___ Data block

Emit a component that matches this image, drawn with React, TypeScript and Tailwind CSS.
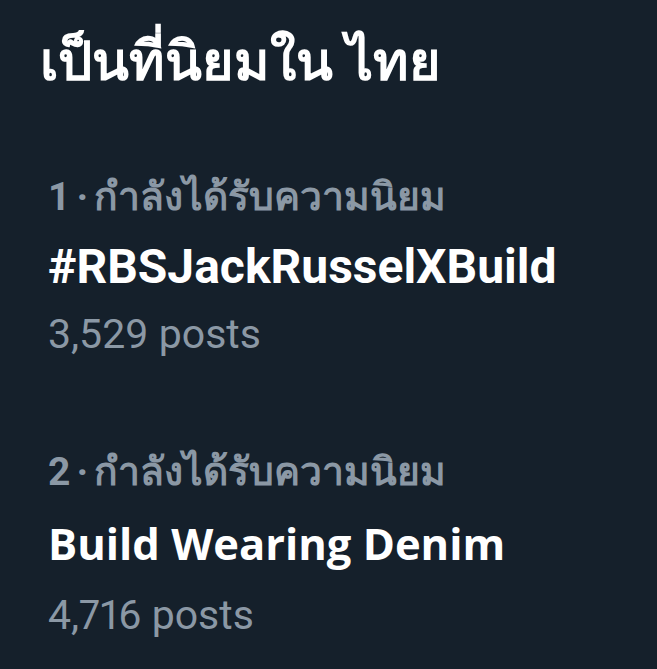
import React from "react";

const items = [
  {
    rank: 1,
    title: "#RBSJackRusselXBuild",
    posts: "3,529 posts",
    titleCls: "mt-[14px] text-[48px] font-['Roboto',sans-serif]",
    postsCls: "mt-[3px]",
  },
  {
    rank: 2,
    title: "Build Wearing Denim",
    posts: "4,716 posts",
    titleCls: "mt-[16px] text-[43.5px] font-['Open_Sans',sans-serif]",
    postsCls: "mt-[7px]",
  },
];

export default function App() {
  return (
    <div className="w-[657px] h-[669px] bg-[#15202b] overflow-hidden font-['Roboto','Noto_Sans',sans-serif]">
      <h1 className="pl-[40px] pt-[30px] text-[54px] leading-[64px] font-bold text-white">
        เป็นที่นิยมใน ไทย
      </h1>
      <div className="flex flex-col gap-[82px] pl-[48px] pt-[79px]">
        {items.map((it) => (
          <div key={it.rank} className="flex flex-col">
            <div className="text-[39px] leading-[48px] font-bold text-[#8b98a5] whitespace-nowrap">
              {it.rank}
              <span className="mx-[6px]">·</span>
              กำลังได้รับความนิยม
            </div>
            <div className={`leading-[64px] font-bold text-white whitespace-nowrap ${it.titleCls}`}>
              {it.title}
            </div>
            <div className={`text-[41px] leading-[64px] text-[#8b98a5] proportional-nums ${it.postsCls}`}>
              {it.posts}
            </div>
          </div>
        ))}
      </div>
    </div>
  );
}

______

Reproduce the material above from its first line through the line containing "import React from", both ends included, and skip every picture.

_Output_
Emit a component that matches this image, drawn with React, TypeScript and Tailwind CSS.
import React from "react";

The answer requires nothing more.